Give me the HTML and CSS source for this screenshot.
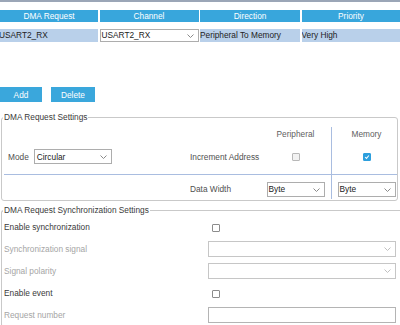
FILE: index.html
```html
<!DOCTYPE html>
<html lang="en">
  <head>
    <meta charset="UTF-8" />
    <title>DMA Settings</title>
    <link rel="stylesheet" href="styles.css">
  </head>
  <body>
    <div class="topline"></div>

    <div class="dma-table">
      <div class="th">DMA Request</div>
      <div class="th">Channel</div>
      <div class="th">Direction</div>
      <div class="th">Priority</div>

      <div class="td first">USART2_RX</div>
      <div class="td plain">
        <div class="select small">
          <span>USART2_RX</span>
          <svg class="chev" viewBox="0 0 7 4"><polyline points="0.5,0.5 3.5,3.5 6.5,0.5" /></svg>
        </div>
      </div>
      <div class="td">Peripheral To Memory</div>
      <div class="td">Very High</div>
    </div>

    <div class="actions">
      <button class="btn add">Add</button>
      <button class="btn delete">Delete</button>
    </div>

    <fieldset class="group settings">
      <legend>DMA Request Settings</legend>
      <div class="settings-grid">
        <div></div>
        <div></div>
        <div class="col-head">Peripheral</div>
        <div class="col-head mem">Memory</div>

        <div class="cell mode">
          <span>Mode</span>
          <div class="select mode-select">
            <span>Circular</span>
            <svg class="chev" viewBox="0 0 7 4"><polyline points="0.5,0.5 3.5,3.5 6.5,0.5" /></svg>
          </div>
        </div>
        <div class="cell label">Increment Address</div>
        <div class="cell center"><span class="check disabled"></span></div>
        <div class="cell center mem">
          <span class="check checked">
            <svg viewBox="0 0 8 8"><polyline points="1.5,4 3.3,5.8 6.5,2" /></svg>
          </span>
        </div>

        <div class="cell sep first-sep"></div>
        <div class="cell sep label">Data Width</div>
        <div class="cell sep center">
          <div class="select width-select">
            <span>Byte</span>
            <svg class="chev" viewBox="0 0 7 4"><polyline points="0.5,0.5 3.5,3.5 6.5,0.5" /></svg>
          </div>
        </div>
        <div class="cell sep center mem">
          <div class="select width-select">
            <span>Byte</span>
            <svg class="chev" viewBox="0 0 7 4"><polyline points="0.5,0.5 3.5,3.5 6.5,0.5" /></svg>
          </div>
        </div>
      </div>
    </fieldset>

    <fieldset class="group sync">
      <legend>DMA Request Synchronization Settings</legend>
      <div class="sync-grid">
        <div class="sync-label">Enable synchronization</div>
        <div><span class="check box-offset"></span></div>

        <div class="sync-label off">Synchronization signal</div>
        <div class="select off">
          <span></span>
          <svg class="chev" viewBox="0 0 7 4"><polyline points="0.5,0.5 3.5,3.5 6.5,0.5" /></svg>
        </div>

        <div class="sync-label off">Signal polarity</div>
        <div class="select off">
          <span></span>
          <svg class="chev" viewBox="0 0 7 4"><polyline points="0.5,0.5 3.5,3.5 6.5,0.5" /></svg>
        </div>

        <div class="sync-label">Enable event</div>
        <div><span class="check box-offset"></span></div>

        <div class="sync-label off">Request number</div>
        <div class="text-input"></div>
      </div>
    </fieldset>
  </body>
</html>
```

FILE: styles.css
```css
* {
  box-sizing: border-box;
}

body {
  margin: 0;
  width: 400px;
  height: 325px;
  overflow: hidden;
  background-color: #ffffff;
  font-family: "Liberation Sans", Arial, sans-serif;
  font-size: 8.3px;
  color: #2b2b2b;
}

.topline {
  height: 2px;
  background-color: #9ba6b7;
}

/* request table */
.dma-table {
  display: grid;
  grid-template-columns: 98px 99px 100px 99px;
  column-gap: 1.5px;
  margin-top: 8px;
}

.th {
  height: 12px;
  line-height: 12px;
  margin-bottom: 7px;
  background-color: #38a6dc;
  color: #ffffff;
  text-align: center;
}

.td {
  height: 13px;
  line-height: 13px;
  background-color: #b9d0ea;
  color: #222222;
  white-space: nowrap;
  overflow: hidden;
}

.td.first {
  text-indent: -1px;
}

.td.plain {
  background-color: #ffffff;
}

/* drop downs */
.select {
  display: flex;
  align-items: center;
  justify-content: space-between;
  height: 16px;
  padding: 0 4px 0 2px;
  border: 1px solid #adadad;
  background-color: #ffffff;
  color: #222222;
  white-space: nowrap;
}

.select.small {
  height: 13px;
  padding-left: 1px;
}

.chev {
  width: 7px;
  height: 4px;
  fill: none;
  stroke: #8a8a8a;
  stroke-width: 1;
}

.select.off {
  border-color: #c6c6c6;
}

.select.off .chev {
  stroke: #c0c0c0;
}

/* buttons */
.actions {
  display: flex;
  gap: 9px;
  margin-top: 45px;
}

.btn {
  height: 15px;
  padding: 0;
  border: none;
  background-color: #3aa7dc;
  color: #ffffff;
  font: inherit;
}

.btn.add {
  width: 42px;
}

.btn.delete {
  width: 44px;
}

/* groups */
.group {
  min-width: 0;
  margin: 10px 2px 0 1px;
  padding: 5px 0 1px 1px;
  border: 1px solid #c9c9c9;
  border-radius: 3px;
}

.group legend {
  padding: 0 1px;
  line-height: 10px;
  color: #3a3a3a;
}

.settings-grid {
  display: grid;
  grid-template-columns: 187px 70px 71px 1fr;
  grid-template-rows: 14px 33px 25px;
}

.col-head {
  line-height: 14px;
  text-align: center;
  color: #606060;
}

.cell {
  display: flex;
  align-items: center;
  padding-bottom: 2px;
  color: #505050;
}

.cell.center {
  justify-content: center;
}

.mem {
  border-left: 1px solid #a9bde0;
  padding-left: 4px;
}

.mode {
  gap: 5px;
  padding-left: 5px;
}

.mode-select {
  width: 78px;
  height: 15px;
}

.width-select {
  width: 58px;
  height: 15px;
  padding-left: 1px;
}

.cell.sep {
  align-items: flex-end;
  border-top: 1px solid #a9bde0;
  line-height: 15px;
}

.first-sep {
  margin-left: 1px;
}

/* checkboxes */
.check {
  display: inline-block;
  width: 8px;
  height: 8px;
  border: 1px solid #8c8c8c;
  border-radius: 1px;
  background-color: #ffffff;
}

.check.disabled {
  border-color: #b8b8b8;
  background-color: #f2f2f2;
}

.check.checked {
  border-color: #2d9fdd;
  background-color: #2d9fdd;
}

.check svg {
  display: block;
  width: 6px;
  height: 6px;
  fill: none;
  stroke: #ffffff;
  stroke-width: 1.4;
}

.box-offset {
  margin-left: 4px;
  vertical-align: middle;
}

/* synchronization: the group runs on past the right edge */
.group.sync {
  margin: 4px 0 0 1px;
  padding: 1px 0 0 1px;
  border-right: none;
  border-top-right-radius: 0;
  border-bottom-right-radius: 0;
}

.sync-grid {
  display: grid;
  grid-template-columns: 205px 188px;
  grid-auto-rows: 22px;
  align-items: center;
}

.sync-label {
  padding-left: 1px;
  color: #3a3a3a;
}

.sync-label.off {
  color: #a5a5a5;
}

.text-input {
  height: 16px;
  border: 1px solid #b4b4b4;
  background-color: #ffffff;
}
```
┄┄┄┄┄┄┄┄┄┄
* WHAT NEEDS TO BE DONE: Copy the material above in full and exactly, skipping pictures.

* EXPECTED OUTPUT:
Give me the HTML and CSS source for this screenshot.
FILE: index.html
```html
<!DOCTYPE html>
<html lang="en">
  <head>
    <meta charset="UTF-8" />
    <title>DMA Settings</title>
    <link rel="stylesheet" href="styles.css">
  </head>
  <body>
    <div class="topline"></div>

    <div class="dma-table">
      <div class="th">DMA Request</div>
      <div class="th">Channel</div>
      <div class="th">Direction</div>
      <div class="th">Priority</div>

      <div class="td first">USART2_RX</div>
      <div class="td plain">
        <div class="select small">
          <span>USART2_RX</span>
          <svg class="chev" viewBox="0 0 7 4"><polyline points="0.5,0.5 3.5,3.5 6.5,0.5" /></svg>
        </div>
      </div>
      <div class="td">Peripheral To Memory</div>
      <div class="td">Very High</div>
    </div>

    <div class="actions">
      <button class="btn add">Add</button>
      <button class="btn delete">Delete</button>
    </div>

    <fieldset class="group settings">
      <legend>DMA Request Settings</legend>
      <div class="settings-grid">
        <div></div>
        <div></div>
        <div class="col-head">Peripheral</div>
        <div class="col-head mem">Memory</div>

        <div class="cell mode">
          <span>Mode</span>
          <div class="select mode-select">
            <span>Circular</span>
            <svg class="chev" viewBox="0 0 7 4"><polyline points="0.5,0.5 3.5,3.5 6.5,0.5" /></svg>
          </div>
        </div>
        <div class="cell label">Increment Address</div>
        <div class="cell center"><span class="check disabled"></span></div>
        <div class="cell center mem">
          <span class="check checked">
            <svg viewBox="0 0 8 8"><polyline points="1.5,4 3.3,5.8 6.5,2" /></svg>
          </span>
        </div>

        <div class="cell sep first-sep"></div>
        <div class="cell sep label">Data Width</div>
        <div class="cell sep center">
          <div class="select width-select">
            <span>Byte</span>
            <svg class="chev" viewBox="0 0 7 4"><polyline points="0.5,0.5 3.5,3.5 6.5,0.5" /></svg>
          </div>
        </div>
        <div class="cell sep center mem">
          <div class="select width-select">
            <span>Byte</span>
            <svg class="chev" viewBox="0 0 7 4"><polyline points="0.5,0.5 3.5,3.5 6.5,0.5" /></svg>
          </div>
        </div>
      </div>
    </fieldset>

    <fieldset class="group sync">
      <legend>DMA Request Synchronization Settings</legend>
      <div class="sync-grid">
        <div class="sync-label">Enable synchronization</div>
        <div><span class="check box-offset"></span></div>

        <div class="sync-label off">Synchronization signal</div>
        <div class="select off">
          <span></span>
          <svg class="chev" viewBox="0 0 7 4"><polyline points="0.5,0.5 3.5,3.5 6.5,0.5" /></svg>
        </div>

        <div class="sync-label off">Signal polarity</div>
        <div class="select off">
          <span></span>
          <svg class="chev" viewBox="0 0 7 4"><polyline points="0.5,0.5 3.5,3.5 6.5,0.5" /></svg>
        </div>

        <div class="sync-label">Enable event</div>
        <div><span class="check box-offset"></span></div>

        <div class="sync-label off">Request number</div>
        <div class="text-input"></div>
      </div>
    </fieldset>
  </body>
</html>
```

FILE: styles.css
```css
* {
  box-sizing: border-box;
}

body {
  margin: 0;
  width: 400px;
  height: 325px;
  overflow: hidden;
  background-color: #ffffff;
  font-family: "Liberation Sans", Arial, sans-serif;
  font-size: 8.3px;
  color: #2b2b2b;
}

.topline {
  height: 2px;
  background-color: #9ba6b7;
}

/* request table */
.dma-table {
  display: grid;
  grid-template-columns: 98px 99px 100px 99px;
  column-gap: 1.5px;
  margin-top: 8px;
}

.th {
  height: 12px;
  line-height: 12px;
  margin-bottom: 7px;
  background-color: #38a6dc;
  color: #ffffff;
  text-align: center;
}

.td {
  height: 13px;
  line-height: 13px;
  background-color: #b9d0ea;
  color: #222222;
  white-space: nowrap;
  overflow: hidden;
}

.td.first {
  text-indent: -1px;
}

.td.plain {
  background-color: #ffffff;
}

/* drop downs */
.select {
  display: flex;
  align-items: center;
  justify-content: space-between;
  height: 16px;
  padding: 0 4px 0 2px;
  border: 1px solid #adadad;
  background-color: #ffffff;
  color: #222222;
  white-space: nowrap;
}

.select.small {
  height: 13px;
  padding-left: 1px;
}

.chev {
  width: 7px;
  height: 4px;
  fill: none;
  stroke: #8a8a8a;
  stroke-width: 1;
}

.select.off {
  border-color: #c6c6c6;
}

.select.off .chev {
  stroke: #c0c0c0;
}

/* buttons */
.actions {
  display: flex;
  gap: 9px;
  margin-top: 45px;
}

.btn {
  height: 15px;
  padding: 0;
  border: none;
  background-color: #3aa7dc;
  color: #ffffff;
  font: inherit;
}

.btn.add {
  width: 42px;
}

.btn.delete {
  width: 44px;
}

/* groups */
.group {
  min-width: 0;
  margin: 10px 2px 0 1px;
  padding: 5px 0 1px 1px;
  border: 1px solid #c9c9c9;
  border-radius: 3px;
}

.group legend {
  padding: 0 1px;
  line-height: 10px;
  color: #3a3a3a;
}

.settings-grid {
  display: grid;
  grid-template-columns: 187px 70px 71px 1fr;
  grid-template-rows: 14px 33px 25px;
}

.col-head {
  line-height: 14px;
  text-align: center;
  color: #606060;
}

.cell {
  display: flex;
  align-items: center;
  padding-bottom: 2px;
  color: #505050;
}

.cell.center {
  justify-content: center;
}

.mem {
  border-left: 1px solid #a9bde0;
  padding-left: 4px;
}

.mode {
  gap: 5px;
  padding-left: 5px;
}

.mode-select {
  width: 78px;
  height: 15px;
}

.width-select {
  width: 58px;
  height: 15px;
  padding-left: 1px;
}

.cell.sep {
  align-items: flex-end;
  border-top: 1px solid #a9bde0;
  line-height: 15px;
}

.first-sep {
  margin-left: 1px;
}

/* checkboxes */
.check {
  display: inline-block;
  width: 8px;
  height: 8px;
  border: 1px solid #8c8c8c;
  border-radius: 1px;
  background-color: #ffffff;
}

.check.disabled {
  border-color: #b8b8b8;
  background-color: #f2f2f2;
}

.check.checked {
  border-color: #2d9fdd;
  background-color: #2d9fdd;
}

.check svg {
  display: block;
  width: 6px;
  height: 6px;
  fill: none;
  stroke: #ffffff;
  stroke-width: 1.4;
}

.box-offset {
  margin-left: 4px;
  vertical-align: middle;
}

/* synchronization: the group runs on past the right edge */
.group.sync {
  margin: 4px 0 0 1px;
  padding: 1px 0 0 1px;
  border-right: none;
  border-top-right-radius: 0;
  border-bottom-right-radius: 0;
}

.sync-grid {
  display: grid;
  grid-template-columns: 205px 188px;
  grid-auto-rows: 22px;
  align-items: center;
}

.sync-label {
  padding-left: 1px;
  color: #3a3a3a;
}

.sync-label.off {
  color: #a5a5a5;
}

.text-input {
  height: 16px;
  border: 1px solid #b4b4b4;
  background-color: #ffffff;
}
```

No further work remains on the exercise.